A report published three-and-a-half-years ago and funded by the US Department of Energy had already predicted this. Titled China’s Energy and Carbon Emissions Outlook to 2050, it says that population growth, urbanization, and other factors are all expected to peak in China by 2030. Therefore, emissions will, too.
Welcome to the smoke-and-mirrors world of climate negotiations. First, Mr. Obama’s “historic” agreement takes credit for forces already in motion in a foreign country. Second, despite all evidence to the contrary, it pretends that America is capable of reducing its own emissions dramatically over the next decade.
When the United Nations Framework Convention on Climate Change was born in 1992, humanity collectively emitted 21 billion tonnes of carbon dioxide a year. By 2012, this number had increased by 50% to 31 billion tonnes. What was the rate of increase between 1971 and 1991, before the treaty? Amusingly enough, it too was 50%.
Keen to pose as saviours of the planet, politicians across the political spectrum have spent two decades announcing UN-inspired emissions targets that no one has any realistic hope of meeting. When discussing these matters, Roger Pielke Jr., a professor of environmental studies at the University of Colorado at Boulder, uses phrases such as “fantasy island” and “emissions impossible.”
In 2011, he called Australia’s 2020 emissions reduction goal “fanciful at best.” Much of Australia’s electricity comes from coal. Replacing sufficient amounts of this electricity would require the construction of 56 nuclear power plants, or 12,000 solar power facilities, in less than a decade.
More recently, Pielke has observed that, following the passage of the UK’s Climate Change Act, that nation’s economy has decarbonized at a rate of 1 percent per year. But meeting its 2022 emissions target, a mere seven years away, implies an annual decarbonization rate 4 to 5 times that.

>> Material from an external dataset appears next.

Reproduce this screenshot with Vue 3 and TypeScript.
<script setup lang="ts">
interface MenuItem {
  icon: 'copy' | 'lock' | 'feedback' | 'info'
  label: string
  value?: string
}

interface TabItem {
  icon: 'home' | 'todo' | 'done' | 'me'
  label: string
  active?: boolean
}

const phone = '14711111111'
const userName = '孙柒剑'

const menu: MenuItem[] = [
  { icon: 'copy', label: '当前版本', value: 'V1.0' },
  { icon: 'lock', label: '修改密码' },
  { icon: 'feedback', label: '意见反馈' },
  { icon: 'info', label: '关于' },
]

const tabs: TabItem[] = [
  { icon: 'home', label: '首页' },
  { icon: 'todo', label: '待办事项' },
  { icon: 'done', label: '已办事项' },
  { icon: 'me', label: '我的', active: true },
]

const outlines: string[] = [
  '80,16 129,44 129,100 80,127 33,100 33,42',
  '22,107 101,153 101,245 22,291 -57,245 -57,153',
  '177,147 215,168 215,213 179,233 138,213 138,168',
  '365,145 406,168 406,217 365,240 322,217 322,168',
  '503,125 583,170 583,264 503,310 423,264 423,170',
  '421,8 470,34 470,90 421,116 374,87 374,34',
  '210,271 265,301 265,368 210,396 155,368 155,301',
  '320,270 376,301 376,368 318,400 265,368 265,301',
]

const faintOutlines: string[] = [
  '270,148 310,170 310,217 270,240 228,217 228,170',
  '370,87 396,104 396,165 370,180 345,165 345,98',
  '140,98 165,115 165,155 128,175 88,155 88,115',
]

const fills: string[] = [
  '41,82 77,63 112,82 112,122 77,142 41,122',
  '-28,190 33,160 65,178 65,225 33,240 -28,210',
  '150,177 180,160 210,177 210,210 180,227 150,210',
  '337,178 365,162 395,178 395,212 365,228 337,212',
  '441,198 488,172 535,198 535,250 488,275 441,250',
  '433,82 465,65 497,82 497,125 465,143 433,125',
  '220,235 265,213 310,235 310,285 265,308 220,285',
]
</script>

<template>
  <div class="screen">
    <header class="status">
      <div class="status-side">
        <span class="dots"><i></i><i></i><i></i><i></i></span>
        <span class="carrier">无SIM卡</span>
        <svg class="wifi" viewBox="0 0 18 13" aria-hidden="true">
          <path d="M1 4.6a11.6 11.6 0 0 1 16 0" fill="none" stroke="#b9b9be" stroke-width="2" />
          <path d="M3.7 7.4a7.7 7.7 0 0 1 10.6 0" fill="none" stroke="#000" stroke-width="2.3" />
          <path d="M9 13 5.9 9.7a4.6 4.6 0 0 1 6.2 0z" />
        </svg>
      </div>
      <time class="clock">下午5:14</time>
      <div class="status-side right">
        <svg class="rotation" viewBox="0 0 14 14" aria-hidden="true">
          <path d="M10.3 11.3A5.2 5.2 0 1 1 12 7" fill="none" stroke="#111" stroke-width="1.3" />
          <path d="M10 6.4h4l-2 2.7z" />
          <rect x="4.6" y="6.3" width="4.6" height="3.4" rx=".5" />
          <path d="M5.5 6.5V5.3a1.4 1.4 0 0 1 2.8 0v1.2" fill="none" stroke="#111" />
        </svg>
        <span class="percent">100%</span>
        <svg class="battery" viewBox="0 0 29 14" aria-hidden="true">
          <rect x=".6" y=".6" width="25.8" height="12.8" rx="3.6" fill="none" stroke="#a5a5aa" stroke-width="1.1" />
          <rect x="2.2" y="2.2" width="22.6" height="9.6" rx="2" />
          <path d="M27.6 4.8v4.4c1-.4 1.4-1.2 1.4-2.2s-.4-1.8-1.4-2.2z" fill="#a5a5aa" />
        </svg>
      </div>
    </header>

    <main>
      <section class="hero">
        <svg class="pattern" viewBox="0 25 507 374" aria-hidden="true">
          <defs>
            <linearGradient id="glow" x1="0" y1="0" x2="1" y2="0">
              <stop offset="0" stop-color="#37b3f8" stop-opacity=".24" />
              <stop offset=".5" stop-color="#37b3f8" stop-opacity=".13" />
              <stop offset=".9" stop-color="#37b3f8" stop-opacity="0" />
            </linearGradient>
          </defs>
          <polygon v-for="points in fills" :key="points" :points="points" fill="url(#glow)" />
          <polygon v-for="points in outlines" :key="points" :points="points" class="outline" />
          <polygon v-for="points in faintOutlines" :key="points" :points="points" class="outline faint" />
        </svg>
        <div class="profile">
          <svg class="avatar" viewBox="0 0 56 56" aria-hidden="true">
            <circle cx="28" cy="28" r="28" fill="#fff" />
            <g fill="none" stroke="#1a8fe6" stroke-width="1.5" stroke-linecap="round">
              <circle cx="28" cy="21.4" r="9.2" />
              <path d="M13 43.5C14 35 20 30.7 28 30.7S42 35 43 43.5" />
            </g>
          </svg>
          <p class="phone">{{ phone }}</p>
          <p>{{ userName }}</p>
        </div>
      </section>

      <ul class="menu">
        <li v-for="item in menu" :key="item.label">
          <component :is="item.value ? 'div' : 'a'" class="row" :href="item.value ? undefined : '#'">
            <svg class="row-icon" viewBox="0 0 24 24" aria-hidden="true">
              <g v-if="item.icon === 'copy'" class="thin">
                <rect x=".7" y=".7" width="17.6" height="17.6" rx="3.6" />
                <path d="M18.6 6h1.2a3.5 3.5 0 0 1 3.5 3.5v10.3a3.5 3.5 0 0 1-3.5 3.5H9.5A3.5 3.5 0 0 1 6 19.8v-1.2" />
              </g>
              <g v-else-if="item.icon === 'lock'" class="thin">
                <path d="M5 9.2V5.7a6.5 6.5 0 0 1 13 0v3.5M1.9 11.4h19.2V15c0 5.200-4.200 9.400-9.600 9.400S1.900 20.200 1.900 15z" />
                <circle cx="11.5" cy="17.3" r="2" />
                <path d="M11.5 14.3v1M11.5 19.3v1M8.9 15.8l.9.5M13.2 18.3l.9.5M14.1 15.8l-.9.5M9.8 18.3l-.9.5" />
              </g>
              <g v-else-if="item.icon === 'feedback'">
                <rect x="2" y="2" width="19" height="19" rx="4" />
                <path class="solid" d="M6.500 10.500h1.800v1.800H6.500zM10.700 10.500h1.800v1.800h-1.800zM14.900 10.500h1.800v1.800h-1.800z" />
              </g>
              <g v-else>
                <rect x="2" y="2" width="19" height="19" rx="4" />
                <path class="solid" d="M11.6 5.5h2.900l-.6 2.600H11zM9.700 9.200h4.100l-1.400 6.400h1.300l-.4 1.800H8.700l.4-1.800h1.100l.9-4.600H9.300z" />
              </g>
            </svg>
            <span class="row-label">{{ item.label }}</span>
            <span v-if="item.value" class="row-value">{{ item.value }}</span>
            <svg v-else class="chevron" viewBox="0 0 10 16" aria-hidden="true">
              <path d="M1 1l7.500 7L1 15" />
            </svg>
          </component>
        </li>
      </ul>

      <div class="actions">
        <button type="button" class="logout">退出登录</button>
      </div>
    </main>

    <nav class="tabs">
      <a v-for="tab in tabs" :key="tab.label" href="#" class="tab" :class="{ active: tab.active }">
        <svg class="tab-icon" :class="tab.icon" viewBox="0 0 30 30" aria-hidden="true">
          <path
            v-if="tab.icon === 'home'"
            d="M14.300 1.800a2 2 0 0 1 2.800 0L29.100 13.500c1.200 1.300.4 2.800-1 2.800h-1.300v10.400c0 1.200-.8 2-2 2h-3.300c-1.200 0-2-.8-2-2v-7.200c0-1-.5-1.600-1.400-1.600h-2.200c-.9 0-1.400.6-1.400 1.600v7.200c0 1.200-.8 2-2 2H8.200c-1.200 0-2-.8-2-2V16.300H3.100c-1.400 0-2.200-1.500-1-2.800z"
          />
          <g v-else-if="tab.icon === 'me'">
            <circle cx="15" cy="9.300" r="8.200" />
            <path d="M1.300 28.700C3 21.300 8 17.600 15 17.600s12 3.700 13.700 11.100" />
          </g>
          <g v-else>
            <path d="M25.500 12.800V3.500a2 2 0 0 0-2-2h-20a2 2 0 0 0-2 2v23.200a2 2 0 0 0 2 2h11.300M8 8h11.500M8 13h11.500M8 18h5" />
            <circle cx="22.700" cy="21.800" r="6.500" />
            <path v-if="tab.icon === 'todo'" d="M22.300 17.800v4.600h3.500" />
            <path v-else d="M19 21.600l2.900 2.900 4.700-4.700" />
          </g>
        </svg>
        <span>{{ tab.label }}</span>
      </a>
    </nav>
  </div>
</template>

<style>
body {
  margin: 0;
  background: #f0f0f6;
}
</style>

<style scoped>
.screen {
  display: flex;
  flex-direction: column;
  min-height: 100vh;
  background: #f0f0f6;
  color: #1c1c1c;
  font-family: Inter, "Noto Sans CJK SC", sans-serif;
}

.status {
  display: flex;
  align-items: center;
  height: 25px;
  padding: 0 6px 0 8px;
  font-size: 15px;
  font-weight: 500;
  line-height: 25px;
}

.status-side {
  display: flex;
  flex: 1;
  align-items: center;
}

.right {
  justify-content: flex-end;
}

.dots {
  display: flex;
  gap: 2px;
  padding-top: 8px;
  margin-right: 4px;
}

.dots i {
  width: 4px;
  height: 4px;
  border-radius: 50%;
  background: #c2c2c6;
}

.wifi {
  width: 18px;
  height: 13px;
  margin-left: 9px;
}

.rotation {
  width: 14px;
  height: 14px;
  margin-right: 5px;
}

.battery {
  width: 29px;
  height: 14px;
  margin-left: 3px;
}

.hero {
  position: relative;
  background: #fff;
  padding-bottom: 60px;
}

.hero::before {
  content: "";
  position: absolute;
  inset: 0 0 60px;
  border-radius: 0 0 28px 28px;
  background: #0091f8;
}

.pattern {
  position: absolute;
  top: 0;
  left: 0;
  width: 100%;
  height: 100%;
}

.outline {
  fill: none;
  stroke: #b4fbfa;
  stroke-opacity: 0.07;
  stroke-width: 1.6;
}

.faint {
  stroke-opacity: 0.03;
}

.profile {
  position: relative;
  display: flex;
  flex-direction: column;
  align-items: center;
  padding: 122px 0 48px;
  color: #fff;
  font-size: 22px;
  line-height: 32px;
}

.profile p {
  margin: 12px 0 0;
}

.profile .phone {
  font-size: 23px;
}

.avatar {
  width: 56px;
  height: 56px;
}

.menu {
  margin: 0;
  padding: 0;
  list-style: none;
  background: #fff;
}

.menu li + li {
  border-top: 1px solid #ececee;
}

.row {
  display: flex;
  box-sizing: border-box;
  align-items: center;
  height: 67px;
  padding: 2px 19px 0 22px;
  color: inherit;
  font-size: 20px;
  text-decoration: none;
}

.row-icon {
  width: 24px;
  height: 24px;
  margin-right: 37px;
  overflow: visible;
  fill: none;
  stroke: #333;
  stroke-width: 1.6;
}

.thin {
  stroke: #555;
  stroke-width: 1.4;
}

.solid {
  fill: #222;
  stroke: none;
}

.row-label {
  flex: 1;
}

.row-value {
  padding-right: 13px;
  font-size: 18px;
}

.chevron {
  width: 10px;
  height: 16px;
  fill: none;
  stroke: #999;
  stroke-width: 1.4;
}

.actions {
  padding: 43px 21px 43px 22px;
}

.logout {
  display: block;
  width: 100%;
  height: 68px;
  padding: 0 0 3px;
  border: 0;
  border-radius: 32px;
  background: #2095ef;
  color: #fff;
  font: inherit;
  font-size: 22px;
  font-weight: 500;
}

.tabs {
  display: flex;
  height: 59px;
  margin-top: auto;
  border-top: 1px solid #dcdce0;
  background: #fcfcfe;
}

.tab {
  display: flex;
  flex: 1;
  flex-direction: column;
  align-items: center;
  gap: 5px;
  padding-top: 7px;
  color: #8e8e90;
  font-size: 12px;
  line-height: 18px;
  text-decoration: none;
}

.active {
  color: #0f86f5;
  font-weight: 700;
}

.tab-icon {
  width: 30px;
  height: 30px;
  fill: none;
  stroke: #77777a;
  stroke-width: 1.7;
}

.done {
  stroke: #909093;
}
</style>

On November 16, Der Spiegel reported that Germany will also miss its 2020 emissions goal. New coal-fired power plants are currently being built not because the German public doesn’t prefer wind and solar but because those technologies can’t produce enough of the reasonably-priced, reliable energy necessary to power an advanced, industrial economy.
Even the editors of the MIT Technology Review, who believe climate change should be Mr. Obama’s top priority, have publicly acknowledged that “Renewable energy sources, like solar and advanced biofuels, are simply not yet ready to compete with fossil fuels.”
Over the past 40 years, worldwide CO2 emissions dropped significantly only once: during the 2009 financial crisis. The New York Times says four million additional Americans fell below the poverty line that year, and that median family incomes “were 5 percent lower than in 1999.”
According to the World Bank, “virtually every developing country” was hit hard in 2009; an additional 50,000 African children may have died of malnutrition that year, and an estimated “64 million more people around the world” may well have been pushed back into abject poverty.
This is the dirty little secret lurking behind every new emissions deal: when emissions disappear, so do jobs, economic opportunities, and human well-being.
The manufacturing jobs found in factories and the auto industry need affordable power – not the intermittent, stupendously-priced, boutique power generated by wind turbines. Coal mining feeds families. Oil wells put food on the table.
We used to view the dignity that accompanies a paying job as an important social good. We used to understand that working class families are vulnerable. We used to care that unemployment, substance abuse, and family breakdown are closely connected.
These days, we’ve convinced ourselves that driving CO2-emitting factories into bankruptcy is smart. That throwing people out of work makes sense. That plunging families into crisis is the path to glory.
What a strange new religion we’ve adopted in the name of saving the planet.